BERLIN, Sept. 11, 2003 – Scientists in Germany have developed a new cancer-fighting technique using nanoparticles injected into tumors to give malignant cells a high “fever” they can’t survive.
It might be called a Trojan horse strategy. Scientists at Berlin’s Charité Hospital are using the particles, made of iron oxide, to battle a particularly aggressive form of brain cancer called glioblastoma. The strategy also could be used to treat other forms of cancer. Some scientists, however, are advising caution.
The new procedure, which is just entering the clinical trial phase in Berlin, involves coating the tiny iron oxide particles with an organic substance, in this case, glucose. They then are injected into a malignant tumor. The tumor, which has a fast metabolism and correspondingly high energy needs, greedily sucks up the little particles masquerading as sugar pellets of a sort. Healthy cells, on the other hand, show little interest. The voraciousness of the cancerous cells proves to be the tumor’s downfall.
After the nanoparticles have ensconced themselves in the malignant tissue, scientists use a magnetic field to heat them to temperatures approaching 45 degrees Celsius (113 degrees Fahrenheit). It has the effect of giving the cells a fever that causes significant damage. Cancer cells are ferocious, but scientists have long known that heat is their Achilles’ heel.
The heat destroys many of the cancer cells in and around the tumor or weakens them to a point that they are more effectively treated with radiation or chemotherapy.
The treatment, known as magnetic fluid hyperthermia, was first successfully used in extending the lives of laboratory rats implanted with malignant brain tumors. The rats receiving the nanotherapy lived four times as long as rats receiving no treatment.
In a first test on humans, the nanoparticle therapy used in combination with traditional radiation therapy succeeded in destroying a tumor in the shoulder of a 26-year-old man.
“According to tests, he’s tumor-free,” said Dr. Andreas Jordon, a biologist working on the project. “But it doesn’t yet lead us to any far-reaching conclusions.”
The hospital is planning to test the technique on 15 patients who are suffering from glioblastoma multiforme, the most common primary brain tumor and the most aggressive form of brain cancer. The life expectancy prognosis in human patients is on average six months to one year. The trials are expected to begin in one or two months.
“We expect the new method to extend the life expectancy of glioblastoma patients,” said Klaus Maier-Hauff, director of the project and head of neurosurgery at the teaching wing of the Charité hospital.
The treatment is particularly attractive to doctors working with tumors in the brain since the nanoparticles are placed in the malignant tissue by means of an extremely precise electronic navigation system.
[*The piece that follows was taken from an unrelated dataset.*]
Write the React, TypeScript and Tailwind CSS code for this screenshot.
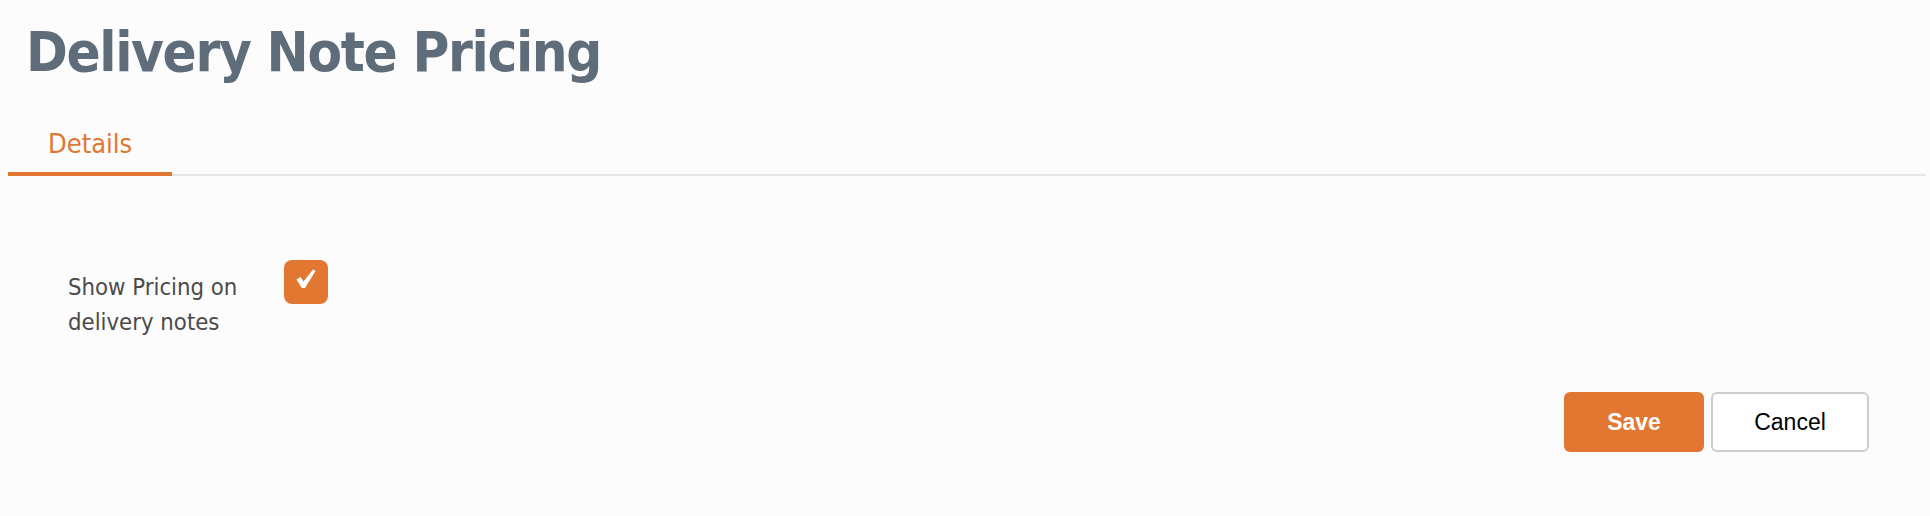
import React from "react";

export default function App() {
  return (
    <div className="w-full h-[516px] bg-[#fcfcfc] overflow-hidden" style={{ fontFamily: '"DejaVu Sans Condensed", "DejaVu Sans", sans-serif' }}>
      <h1 className="pl-[26px] pt-[24px] text-[56px] leading-[56px] font-bold tracking-[-1.35px] text-[#5f6d7a]">
        Delivery Note Pricing
      </h1>
      <div className="mt-[50px] ml-[8px] mr-[4px] flex border-b-2 border-[#e6e6e6]">
        <div className="relative -mb-[2px] px-[40px] pb-[15px] text-[27px] leading-[27px] text-[#e27731] border-b-4 border-[#e27731]">
          Details
        </div>
      </div>
      <div className="mt-[84px] pl-[68px] flex items-start">
        <div className="w-[216px] pt-[10px] text-[23.7px] leading-[35px] text-[#4a4a4a]">
          Show Pricing on delivery notes
        </div>
        <div className="w-[44px] h-[44px] rounded-[8px] bg-[#e27731] flex items-center justify-center">
          <svg width="20" height="20" viewBox="0 0 20 20" className="-mt-[6px]">
            <path d="M0.5 10.5 L4.5 8 L7.5 12.5 L17 0.5 L19.5 2 L9 19 L5.8 19 Z" fill="#ffffff" />
          </svg>
        </div>
      </div>
      <div className="mt-[52px] pr-[61px] flex justify-end gap-[7px]" style={{ fontFamily: '"Liberation Sans", Arial, sans-serif' }}>
        <button className="w-[140px] h-[60px] rounded-[6px] bg-[#e27731] text-white font-bold text-[23px]">Save</button>
        <button className="w-[158px] h-[60px] rounded-[6px] bg-white border-2 border-[#cdcdcd] text-black text-[23px]">Cancel</button>
      </div>
    </div>
  );
}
That means they can reach tumors that lie outside the reach of conventional surgical treatment, such as those situated deep in the brain or in regions that are responsible for essential tasks like speech or motor functions.
But the heat therapy theoretically is not limited to types of brain cancer. Scientists who work with breast cancer are preparing to adopt the therapy for their own patients.
“I won’t have to remove the breast if I can also work in a non-invasive way,” said Ingrid Hilger of the Institute for Diagnostic and Intervention Radiology at the University of Jena.
She hopes that the treatment will be especially effective with breast cancer patients, since breast tumors do not lie in the immediate vicinity of essential organs. Therefore it would be possible to use higher temperatures when heating the malignant tissue.
“Ideally that means we could dispense with parallel treatments with radiation and chemotherapy,” she said.
Some scientists however are warning against too much euphoria, saying the iron oxide nanoparticles used in the treatment could do damage to other tissues of the body if they reach the bloodstream.
“The tumor researchers are using nanoparticles like they are harmless substances,” said Paul Born of the Düsseldorf-based Environmental Health Research Institute. “They are overlooking the particles’ potential toxic properties.”
He points to the work of researchers at the Institute for Toxicology and Genetics in Karlsruhe, Germany, whose experiments with human lung tissues came to the conclusion that the smaller the particle, the more dangerous it could be to the human body.
But scientists working on the new therapy project say the dangers of poisoning are low.
“Nanoparticles are already used in magnetic resonance therapy for the diagnosis of liver tumors,” said Hilger. “That shows us that there’s no danger to health as long as the amount of metal introduced in the body is kept under a certain level.”